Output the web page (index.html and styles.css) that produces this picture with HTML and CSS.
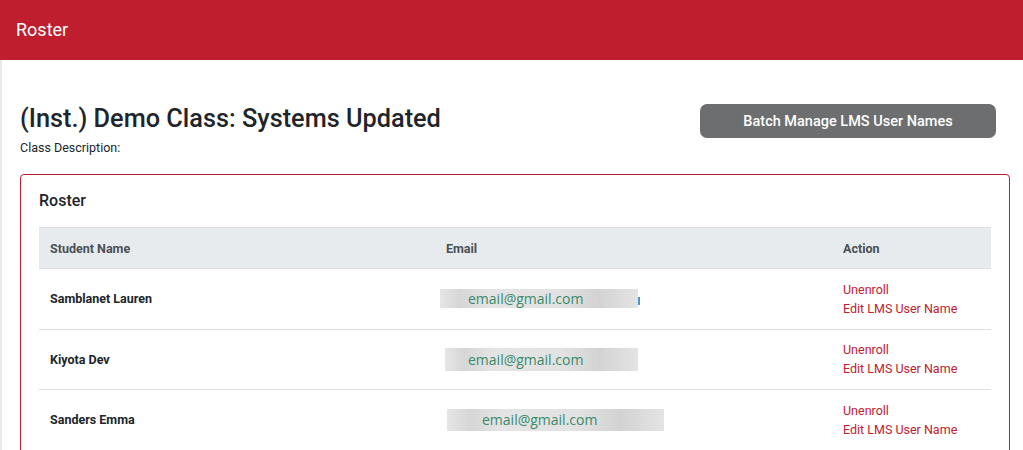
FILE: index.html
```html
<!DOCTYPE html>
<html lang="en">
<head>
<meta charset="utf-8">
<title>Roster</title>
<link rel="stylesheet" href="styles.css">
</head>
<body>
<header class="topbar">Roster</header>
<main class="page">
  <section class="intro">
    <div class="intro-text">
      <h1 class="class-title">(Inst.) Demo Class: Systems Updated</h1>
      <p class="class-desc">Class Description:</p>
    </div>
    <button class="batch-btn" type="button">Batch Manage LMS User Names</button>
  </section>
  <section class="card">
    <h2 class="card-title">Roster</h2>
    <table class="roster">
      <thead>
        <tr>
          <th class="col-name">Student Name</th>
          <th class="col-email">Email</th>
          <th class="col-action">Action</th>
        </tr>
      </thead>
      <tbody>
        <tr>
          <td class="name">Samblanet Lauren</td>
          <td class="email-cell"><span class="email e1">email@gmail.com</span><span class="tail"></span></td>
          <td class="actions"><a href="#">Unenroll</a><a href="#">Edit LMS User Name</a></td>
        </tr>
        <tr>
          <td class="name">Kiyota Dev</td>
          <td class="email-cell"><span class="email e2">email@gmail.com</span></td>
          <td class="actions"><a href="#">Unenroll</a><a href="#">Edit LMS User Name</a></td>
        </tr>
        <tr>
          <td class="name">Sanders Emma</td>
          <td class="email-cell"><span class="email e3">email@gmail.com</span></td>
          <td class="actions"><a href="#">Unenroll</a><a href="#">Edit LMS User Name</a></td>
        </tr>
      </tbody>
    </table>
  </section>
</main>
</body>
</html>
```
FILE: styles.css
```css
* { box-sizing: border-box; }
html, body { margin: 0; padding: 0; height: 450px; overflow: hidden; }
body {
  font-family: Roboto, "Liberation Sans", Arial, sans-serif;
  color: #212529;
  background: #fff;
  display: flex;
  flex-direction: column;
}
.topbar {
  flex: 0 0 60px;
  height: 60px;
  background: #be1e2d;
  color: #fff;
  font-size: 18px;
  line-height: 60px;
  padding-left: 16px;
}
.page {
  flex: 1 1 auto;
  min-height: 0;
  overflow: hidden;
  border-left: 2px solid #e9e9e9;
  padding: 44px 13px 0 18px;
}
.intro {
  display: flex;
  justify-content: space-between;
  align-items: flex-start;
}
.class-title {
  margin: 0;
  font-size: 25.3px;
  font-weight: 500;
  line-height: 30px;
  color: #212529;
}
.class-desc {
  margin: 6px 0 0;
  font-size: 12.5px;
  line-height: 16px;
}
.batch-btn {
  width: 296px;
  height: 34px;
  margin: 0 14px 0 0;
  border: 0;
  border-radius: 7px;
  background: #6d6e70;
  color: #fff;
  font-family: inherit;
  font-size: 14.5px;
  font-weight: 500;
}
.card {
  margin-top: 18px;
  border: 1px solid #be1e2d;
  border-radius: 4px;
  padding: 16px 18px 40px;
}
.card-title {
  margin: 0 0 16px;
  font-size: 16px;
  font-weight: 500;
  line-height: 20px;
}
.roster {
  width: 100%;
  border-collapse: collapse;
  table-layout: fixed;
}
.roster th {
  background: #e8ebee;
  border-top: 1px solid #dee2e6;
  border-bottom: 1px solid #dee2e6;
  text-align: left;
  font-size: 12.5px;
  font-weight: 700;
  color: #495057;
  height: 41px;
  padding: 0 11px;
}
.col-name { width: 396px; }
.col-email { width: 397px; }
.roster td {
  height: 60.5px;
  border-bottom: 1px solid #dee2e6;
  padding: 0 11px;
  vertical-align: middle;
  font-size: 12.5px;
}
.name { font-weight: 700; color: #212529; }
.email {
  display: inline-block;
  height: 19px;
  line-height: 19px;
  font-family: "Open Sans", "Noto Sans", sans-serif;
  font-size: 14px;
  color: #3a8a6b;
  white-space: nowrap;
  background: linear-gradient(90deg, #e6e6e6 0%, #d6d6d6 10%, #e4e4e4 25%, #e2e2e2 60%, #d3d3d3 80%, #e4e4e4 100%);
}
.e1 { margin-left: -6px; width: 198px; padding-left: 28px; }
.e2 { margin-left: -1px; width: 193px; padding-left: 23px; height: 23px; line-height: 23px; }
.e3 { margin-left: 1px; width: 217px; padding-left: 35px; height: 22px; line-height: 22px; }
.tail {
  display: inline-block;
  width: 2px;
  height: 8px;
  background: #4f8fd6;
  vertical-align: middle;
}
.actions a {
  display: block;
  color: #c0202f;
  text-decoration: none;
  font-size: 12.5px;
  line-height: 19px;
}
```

▸ Problem statement:
Quote the material exactly. Pictures stay out.

▸ Solution:
Output the web page (index.html and styles.css) that produces this picture with HTML and CSS.
FILE: index.html
```html
<!DOCTYPE html>
<html lang="en">
<head>
<meta charset="utf-8">
<title>Roster</title>
<link rel="stylesheet" href="styles.css">
</head>
<body>
<header class="topbar">Roster</header>
<main class="page">
  <section class="intro">
    <div class="intro-text">
      <h1 class="class-title">(Inst.) Demo Class: Systems Updated</h1>
      <p class="class-desc">Class Description:</p>
    </div>
    <button class="batch-btn" type="button">Batch Manage LMS User Names</button>
  </section>
  <section class="card">
    <h2 class="card-title">Roster</h2>
    <table class="roster">
      <thead>
        <tr>
          <th class="col-name">Student Name</th>
          <th class="col-email">Email</th>
          <th class="col-action">Action</th>
        </tr>
      </thead>
      <tbody>
        <tr>
          <td class="name">Samblanet Lauren</td>
          <td class="email-cell"><span class="email e1">email@gmail.com</span><span class="tail"></span></td>
          <td class="actions"><a href="#">Unenroll</a><a href="#">Edit LMS User Name</a></td>
        </tr>
        <tr>
          <td class="name">Kiyota Dev</td>
          <td class="email-cell"><span class="email e2">email@gmail.com</span></td>
          <td class="actions"><a href="#">Unenroll</a><a href="#">Edit LMS User Name</a></td>
        </tr>
        <tr>
          <td class="name">Sanders Emma</td>
          <td class="email-cell"><span class="email e3">email@gmail.com</span></td>
          <td class="actions"><a href="#">Unenroll</a><a href="#">Edit LMS User Name</a></td>
        </tr>
      </tbody>
    </table>
  </section>
</main>
</body>
</html>
```
FILE: styles.css
```css
* { box-sizing: border-box; }
html, body { margin: 0; padding: 0; height: 450px; overflow: hidden; }
body {
  font-family: Roboto, "Liberation Sans", Arial, sans-serif;
  color: #212529;
  background: #fff;
  display: flex;
  flex-direction: column;
}
.topbar {
  flex: 0 0 60px;
  height: 60px;
  background: #be1e2d;
  color: #fff;
  font-size: 18px;
  line-height: 60px;
  padding-left: 16px;
}
.page {
  flex: 1 1 auto;
  min-height: 0;
  overflow: hidden;
  border-left: 2px solid #e9e9e9;
  padding: 44px 13px 0 18px;
}
.intro {
  display: flex;
  justify-content: space-between;
  align-items: flex-start;
}
.class-title {
  margin: 0;
  font-size: 25.3px;
  font-weight: 500;
  line-height: 30px;
  color: #212529;
}
.class-desc {
  margin: 6px 0 0;
  font-size: 12.5px;
  line-height: 16px;
}
.batch-btn {
  width: 296px;
  height: 34px;
  margin: 0 14px 0 0;
  border: 0;
  border-radius: 7px;
  background: #6d6e70;
  color: #fff;
  font-family: inherit;
  font-size: 14.5px;
  font-weight: 500;
}
.card {
  margin-top: 18px;
  border: 1px solid #be1e2d;
  border-radius: 4px;
  padding: 16px 18px 40px;
}
.card-title {
  margin: 0 0 16px;
  font-size: 16px;
  font-weight: 500;
  line-height: 20px;
}
.roster {
  width: 100%;
  border-collapse: collapse;
  table-layout: fixed;
}
.roster th {
  background: #e8ebee;
  border-top: 1px solid #dee2e6;
  border-bottom: 1px solid #dee2e6;
  text-align: left;
  font-size: 12.5px;
  font-weight: 700;
  color: #495057;
  height: 41px;
  padding: 0 11px;
}
.col-name { width: 396px; }
.col-email { width: 397px; }
.roster td {
  height: 60.5px;
  border-bottom: 1px solid #dee2e6;
  padding: 0 11px;
  vertical-align: middle;
  font-size: 12.5px;
}
.name { font-weight: 700; color: #212529; }
.email {
  display: inline-block;
  height: 19px;
  line-height: 19px;
  font-family: "Open Sans", "Noto Sans", sans-serif;
  font-size: 14px;
  color: #3a8a6b;
  white-space: nowrap;
  background: linear-gradient(90deg, #e6e6e6 0%, #d6d6d6 10%, #e4e4e4 25%, #e2e2e2 60%, #d3d3d3 80%, #e4e4e4 100%);
}
.e1 { margin-left: -6px; width: 198px; padding-left: 28px; }
.e2 { margin-left: -1px; width: 193px; padding-left: 23px; height: 23px; line-height: 23px; }
.e3 { margin-left: 1px; width: 217px; padding-left: 35px; height: 22px; line-height: 22px; }
.tail {
  display: inline-block;
  width: 2px;
  height: 8px;
  background: #4f8fd6;
  vertical-align: middle;
}
.actions a {
  display: block;
  color: #c0202f;
  text-decoration: none;
  font-size: 12.5px;
  line-height: 19px;
}
```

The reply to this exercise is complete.